» **What to produce**
Copy all the entries word for word, but omit the pictures.

Begin Available data

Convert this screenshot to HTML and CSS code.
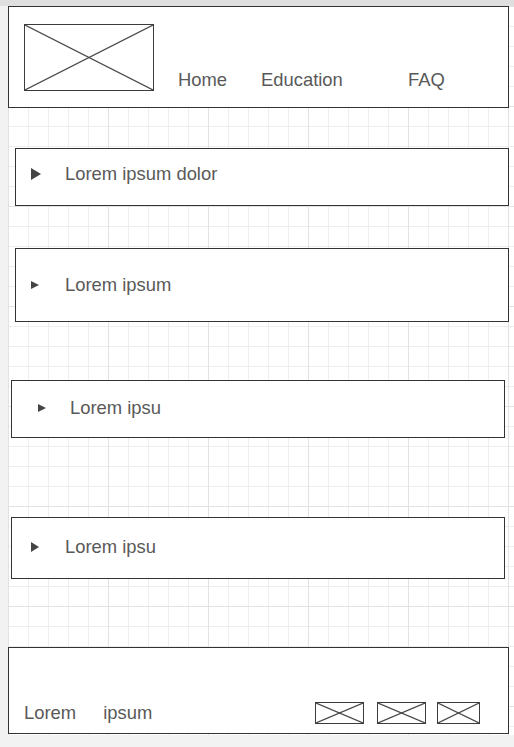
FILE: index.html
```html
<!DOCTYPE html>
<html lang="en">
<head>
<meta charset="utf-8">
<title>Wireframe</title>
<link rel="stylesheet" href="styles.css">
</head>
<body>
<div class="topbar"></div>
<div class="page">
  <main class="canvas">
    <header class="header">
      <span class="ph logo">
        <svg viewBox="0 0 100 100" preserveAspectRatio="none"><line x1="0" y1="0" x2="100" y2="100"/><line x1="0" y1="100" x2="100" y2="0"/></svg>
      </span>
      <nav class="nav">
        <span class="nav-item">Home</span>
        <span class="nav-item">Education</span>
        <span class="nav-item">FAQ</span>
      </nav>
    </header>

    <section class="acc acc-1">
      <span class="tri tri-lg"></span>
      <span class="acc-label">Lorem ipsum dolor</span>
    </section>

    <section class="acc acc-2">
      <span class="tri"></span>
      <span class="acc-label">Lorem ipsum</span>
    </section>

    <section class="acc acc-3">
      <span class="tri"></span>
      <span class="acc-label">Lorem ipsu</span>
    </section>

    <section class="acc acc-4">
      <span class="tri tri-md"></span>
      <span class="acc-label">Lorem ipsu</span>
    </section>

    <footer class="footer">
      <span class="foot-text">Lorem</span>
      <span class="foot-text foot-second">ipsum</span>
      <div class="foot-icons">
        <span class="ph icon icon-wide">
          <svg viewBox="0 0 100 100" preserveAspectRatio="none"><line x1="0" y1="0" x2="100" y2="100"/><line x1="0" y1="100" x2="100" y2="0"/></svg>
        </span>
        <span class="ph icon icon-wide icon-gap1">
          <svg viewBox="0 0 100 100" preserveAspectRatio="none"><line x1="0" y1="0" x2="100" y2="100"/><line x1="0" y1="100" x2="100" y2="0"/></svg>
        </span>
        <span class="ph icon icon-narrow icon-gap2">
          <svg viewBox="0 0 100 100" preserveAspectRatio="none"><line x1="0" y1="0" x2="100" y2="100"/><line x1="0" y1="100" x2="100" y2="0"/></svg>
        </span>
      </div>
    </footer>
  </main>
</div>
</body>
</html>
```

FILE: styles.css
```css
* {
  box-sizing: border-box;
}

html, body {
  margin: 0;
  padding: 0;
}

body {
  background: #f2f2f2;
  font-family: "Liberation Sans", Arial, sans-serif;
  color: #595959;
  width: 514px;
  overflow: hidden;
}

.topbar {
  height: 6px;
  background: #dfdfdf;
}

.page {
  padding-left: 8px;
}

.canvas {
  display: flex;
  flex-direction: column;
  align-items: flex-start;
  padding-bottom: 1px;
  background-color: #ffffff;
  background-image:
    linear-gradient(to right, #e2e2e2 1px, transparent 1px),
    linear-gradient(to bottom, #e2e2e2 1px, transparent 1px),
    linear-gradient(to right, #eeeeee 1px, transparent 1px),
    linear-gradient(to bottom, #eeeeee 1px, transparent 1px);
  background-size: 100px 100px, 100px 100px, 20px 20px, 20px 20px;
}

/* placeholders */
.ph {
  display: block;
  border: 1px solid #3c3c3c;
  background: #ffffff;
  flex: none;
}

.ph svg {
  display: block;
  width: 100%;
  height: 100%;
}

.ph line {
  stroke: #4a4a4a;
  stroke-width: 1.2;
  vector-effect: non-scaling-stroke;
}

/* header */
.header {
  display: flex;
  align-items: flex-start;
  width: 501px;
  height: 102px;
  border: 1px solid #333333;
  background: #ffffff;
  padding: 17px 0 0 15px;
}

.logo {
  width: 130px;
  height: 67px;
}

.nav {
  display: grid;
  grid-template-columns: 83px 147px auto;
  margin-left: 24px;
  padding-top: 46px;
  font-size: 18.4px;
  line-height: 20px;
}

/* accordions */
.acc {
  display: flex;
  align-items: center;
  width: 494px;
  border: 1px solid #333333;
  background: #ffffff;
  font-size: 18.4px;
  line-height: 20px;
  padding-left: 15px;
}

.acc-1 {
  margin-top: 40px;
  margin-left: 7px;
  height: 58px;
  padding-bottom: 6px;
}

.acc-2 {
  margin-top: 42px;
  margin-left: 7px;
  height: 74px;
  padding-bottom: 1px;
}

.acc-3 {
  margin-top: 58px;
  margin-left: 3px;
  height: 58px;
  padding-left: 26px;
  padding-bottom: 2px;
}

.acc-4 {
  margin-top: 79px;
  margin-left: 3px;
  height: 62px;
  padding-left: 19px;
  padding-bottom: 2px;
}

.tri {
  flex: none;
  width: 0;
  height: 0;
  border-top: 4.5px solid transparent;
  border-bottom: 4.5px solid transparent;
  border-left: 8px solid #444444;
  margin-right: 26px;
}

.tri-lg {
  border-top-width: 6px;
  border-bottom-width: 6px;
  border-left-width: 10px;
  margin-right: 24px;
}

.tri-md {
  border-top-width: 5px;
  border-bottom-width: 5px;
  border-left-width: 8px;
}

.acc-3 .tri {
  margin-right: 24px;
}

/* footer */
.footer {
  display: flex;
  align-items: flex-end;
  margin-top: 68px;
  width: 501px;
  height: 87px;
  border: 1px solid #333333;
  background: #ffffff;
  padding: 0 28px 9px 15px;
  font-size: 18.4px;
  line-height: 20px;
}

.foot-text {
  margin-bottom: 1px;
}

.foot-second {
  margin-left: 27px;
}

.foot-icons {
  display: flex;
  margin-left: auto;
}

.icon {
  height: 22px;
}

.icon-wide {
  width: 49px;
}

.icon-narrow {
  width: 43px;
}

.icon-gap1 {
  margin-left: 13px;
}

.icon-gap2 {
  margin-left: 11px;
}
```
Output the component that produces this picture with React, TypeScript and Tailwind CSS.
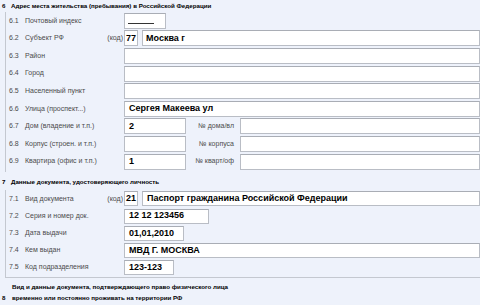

End Available data

» **Output**
Convert this screenshot to HTML and CSS code.
FILE: index.html
```html
<!DOCTYPE html>
<html lang="en">
<head>
<meta charset="utf-8">
<title>Wireframe</title>
<link rel="stylesheet" href="styles.css">
</head>
<body>
<div class="topbar"></div>
<div class="page">
  <main class="canvas">
    <header class="header">
      <span class="ph logo">
        <svg viewBox="0 0 100 100" preserveAspectRatio="none"><line x1="0" y1="0" x2="100" y2="100"/><line x1="0" y1="100" x2="100" y2="0"/></svg>
      </span>
      <nav class="nav">
        <span class="nav-item">Home</span>
        <span class="nav-item">Education</span>
        <span class="nav-item">FAQ</span>
      </nav>
    </header>

    <section class="acc acc-1">
      <span class="tri tri-lg"></span>
      <span class="acc-label">Lorem ipsum dolor</span>
    </section>

    <section class="acc acc-2">
      <span class="tri"></span>
      <span class="acc-label">Lorem ipsum</span>
    </section>

    <section class="acc acc-3">
      <span class="tri"></span>
      <span class="acc-label">Lorem ipsu</span>
    </section>

    <section class="acc acc-4">
      <span class="tri tri-md"></span>
      <span class="acc-label">Lorem ipsu</span>
    </section>

    <footer class="footer">
      <span class="foot-text">Lorem</span>
      <span class="foot-text foot-second">ipsum</span>
      <div class="foot-icons">
        <span class="ph icon icon-wide">
          <svg viewBox="0 0 100 100" preserveAspectRatio="none"><line x1="0" y1="0" x2="100" y2="100"/><line x1="0" y1="100" x2="100" y2="0"/></svg>
        </span>
        <span class="ph icon icon-wide icon-gap1">
          <svg viewBox="0 0 100 100" preserveAspectRatio="none"><line x1="0" y1="0" x2="100" y2="100"/><line x1="0" y1="100" x2="100" y2="0"/></svg>
        </span>
        <span class="ph icon icon-narrow icon-gap2">
          <svg viewBox="0 0 100 100" preserveAspectRatio="none"><line x1="0" y1="0" x2="100" y2="100"/><line x1="0" y1="100" x2="100" y2="0"/></svg>
        </span>
      </div>
    </footer>
  </main>
</div>
</body>
</html>
```

FILE: styles.css
```css
* {
  box-sizing: border-box;
}

html, body {
  margin: 0;
  padding: 0;
}

body {
  background: #f2f2f2;
  font-family: "Liberation Sans", Arial, sans-serif;
  color: #595959;
  width: 514px;
  overflow: hidden;
}

.topbar {
  height: 6px;
  background: #dfdfdf;
}

.page {
  padding-left: 8px;
}

.canvas {
  display: flex;
  flex-direction: column;
  align-items: flex-start;
  padding-bottom: 1px;
  background-color: #ffffff;
  background-image:
    linear-gradient(to right, #e2e2e2 1px, transparent 1px),
    linear-gradient(to bottom, #e2e2e2 1px, transparent 1px),
    linear-gradient(to right, #eeeeee 1px, transparent 1px),
    linear-gradient(to bottom, #eeeeee 1px, transparent 1px);
  background-size: 100px 100px, 100px 100px, 20px 20px, 20px 20px;
}

/* placeholders */
.ph {
  display: block;
  border: 1px solid #3c3c3c;
  background: #ffffff;
  flex: none;
}

.ph svg {
  display: block;
  width: 100%;
  height: 100%;
}

.ph line {
  stroke: #4a4a4a;
  stroke-width: 1.2;
  vector-effect: non-scaling-stroke;
}

/* header */
.header {
  display: flex;
  align-items: flex-start;
  width: 501px;
  height: 102px;
  border: 1px solid #333333;
  background: #ffffff;
  padding: 17px 0 0 15px;
}

.logo {
  width: 130px;
  height: 67px;
}

.nav {
  display: grid;
  grid-template-columns: 83px 147px auto;
  margin-left: 24px;
  padding-top: 46px;
  font-size: 18.4px;
  line-height: 20px;
}

/* accordions */
.acc {
  display: flex;
  align-items: center;
  width: 494px;
  border: 1px solid #333333;
  background: #ffffff;
  font-size: 18.4px;
  line-height: 20px;
  padding-left: 15px;
}

.acc-1 {
  margin-top: 40px;
  margin-left: 7px;
  height: 58px;
  padding-bottom: 6px;
}

.acc-2 {
  margin-top: 42px;
  margin-left: 7px;
  height: 74px;
  padding-bottom: 1px;
}

.acc-3 {
  margin-top: 58px;
  margin-left: 3px;
  height: 58px;
  padding-left: 26px;
  padding-bottom: 2px;
}

.acc-4 {
  margin-top: 79px;
  margin-left: 3px;
  height: 62px;
  padding-left: 19px;
  padding-bottom: 2px;
}

.tri {
  flex: none;
  width: 0;
  height: 0;
  border-top: 4.5px solid transparent;
  border-bottom: 4.5px solid transparent;
  border-left: 8px solid #444444;
  margin-right: 26px;
}

.tri-lg {
  border-top-width: 6px;
  border-bottom-width: 6px;
  border-left-width: 10px;
  margin-right: 24px;
}

.tri-md {
  border-top-width: 5px;
  border-bottom-width: 5px;
  border-left-width: 8px;
}

.acc-3 .tri {
  margin-right: 24px;
}

/* footer */
.footer {
  display: flex;
  align-items: flex-end;
  margin-top: 68px;
  width: 501px;
  height: 87px;
  border: 1px solid #333333;
  background: #ffffff;
  padding: 0 28px 9px 15px;
  font-size: 18.4px;
  line-height: 20px;
}

.foot-text {
  margin-bottom: 1px;
}

.foot-second {
  margin-left: 27px;
}

.foot-icons {
  display: flex;
  margin-left: auto;
}

.icon {
  height: 22px;
}

.icon-wide {
  width: 49px;
}

.icon-narrow {
  width: 43px;
}

.icon-gap1 {
  margin-left: 13px;
}

.icon-gap2 {
  margin-left: 11px;
}
```
Output the component that produces this picture with React, TypeScript and Tailwind CSS.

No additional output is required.